Who is Responsible for College Seniors?

Parents and students everywhere wait with bated breath to find the results to the mysterious process of college acceptance. An entire industry has formed around supporting high school seniors in this life-defining rite of passage. One of the critical outcome assessments of private high schools is how successful they are in positioning their graduates in getting into the colleges and universities of their choice.

John Seel
4 minute read

This is the season for thick and thin envelopes.

Parents and students everywhere wait with bated breath to find the results to the mysterious process of college acceptance. An entire industry has formed around supporting high school seniors in this life-defining rite of passage.

But where is the industry supporting post-graduation care of college graduates?

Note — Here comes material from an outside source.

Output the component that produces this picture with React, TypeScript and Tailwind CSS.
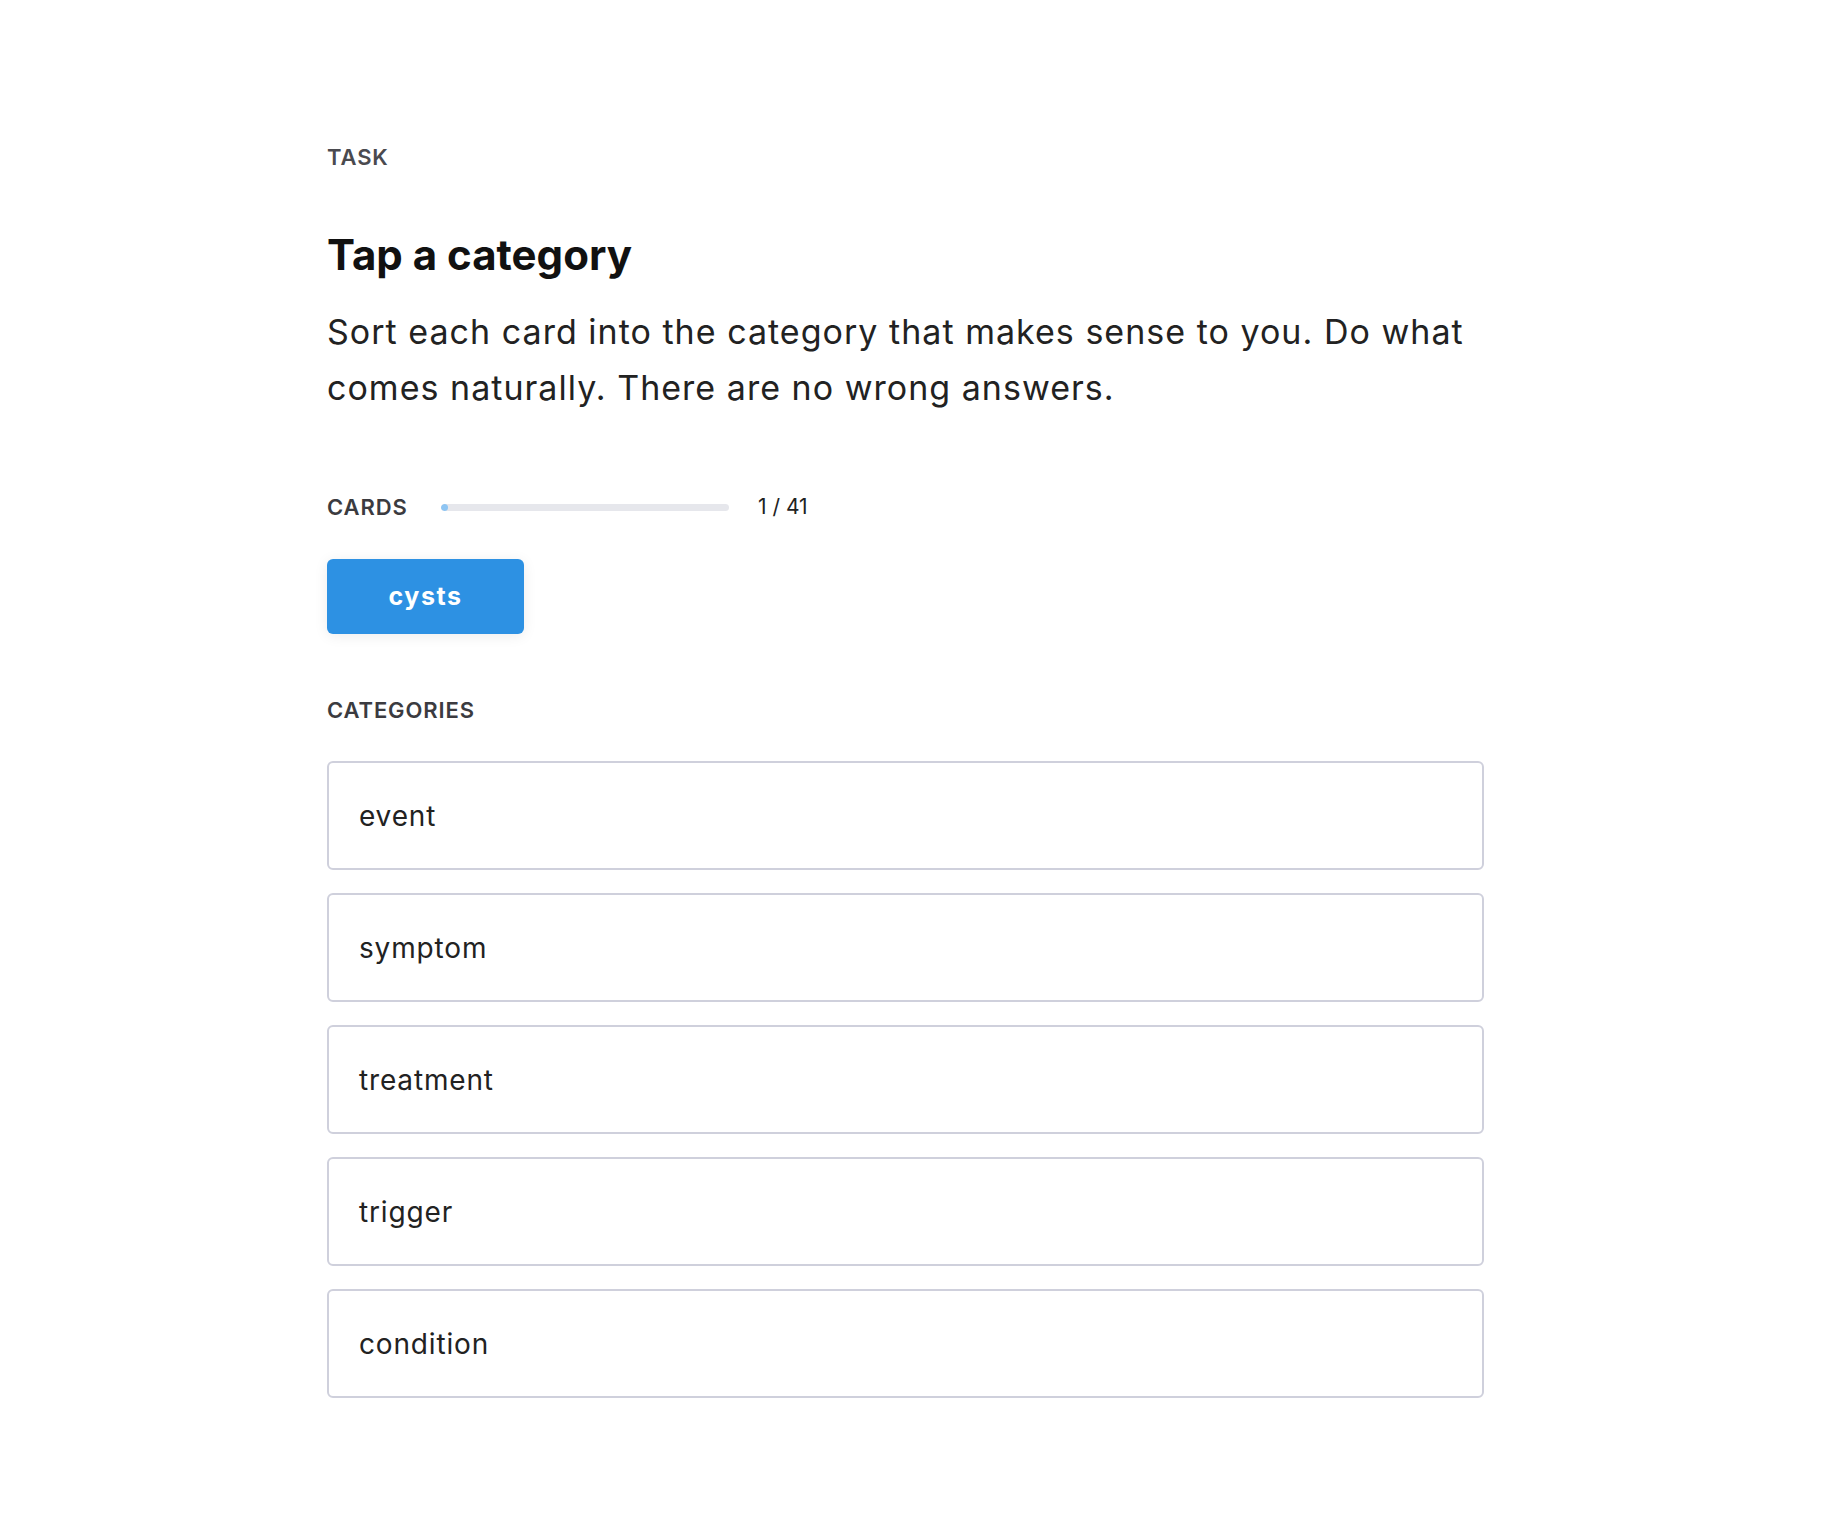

One of the critical outcome assessments of private high schools is how successful they are in positioning their graduates in getting into the colleges and universities of their choice. Good college preparatory high schools should meaningfully prepare their students for acceptance to select or highly select colleges. Otherwise, it seems hard to justify the expense of paying a $40-50,000 private high school education for acceptance to an open enrollment college—one that could be equally reached from a free public school education.

Not all colleges are selective. The approximately 4,000 colleges and universities in the United States are divided among those with open enrollment (meaning that they will take students with a state residency, a minimum academic standing, and a valid cheque), select (meaning those with at least a three to one level of selectivity), and highly select (meaning those with a ten to one or higher rejection rate). Generally, select colleges and universities require high school graduates to have a 3-3-3-3 program (three years of English, three of science, three years of math, and three of the same language). Highly select schools generally require a 4-4-4-4 program coupled with successful performance in AP courses (scores of 4 and 5) and exceptional standardized testing results. High status schools (such as the eight Ivies plus MIT and Stanford) are among those that are considered highly selective. The acceptance rate at Stanford University this year was 5.7% (2,210 acceptances for 38,828 applications or 17X).

Many college administrators decry institutional rankings such as those done by the Princeton Review. For there are ways to game the system—making your institution appear more selective than it really is. Nor is educational quality a direct reflection of selectivity. But these rankings do suggest that the student cohort of select and highly select schools will be generally more academically qualified than those attending open enrollment schools. The academic culture of a college cohort—whether students freely engage in discussions about ideas outside of class—is a major difference between some of these schools.

For many college students, excessive partying has precedence over academic preparation. One-third of college freshmen will flunk out in their first year. Every year in the United States, nearly 60% of first-year college students discover that, despite being fully eligible to attend college, they are not ready for postsecondary studies. Nearly a quarter of students at open admissions colleges and universities take remedial courses (12% in highly select universities).

This is the story told by Craig Brandon in The Five-Year Party: How Colleges Have Given Up on Educating Your Child and What You Can Do About It. For those concerned about the spiritual wellbeing of your graduate in college, it is more often the party culture that is more spiritually damaging than the ideas in the classroom. The bottle and booty has a bigger negative spiritual impact than anything in books. See Tom Wolfe's book-length depiction in I Am Charlotte Simmons.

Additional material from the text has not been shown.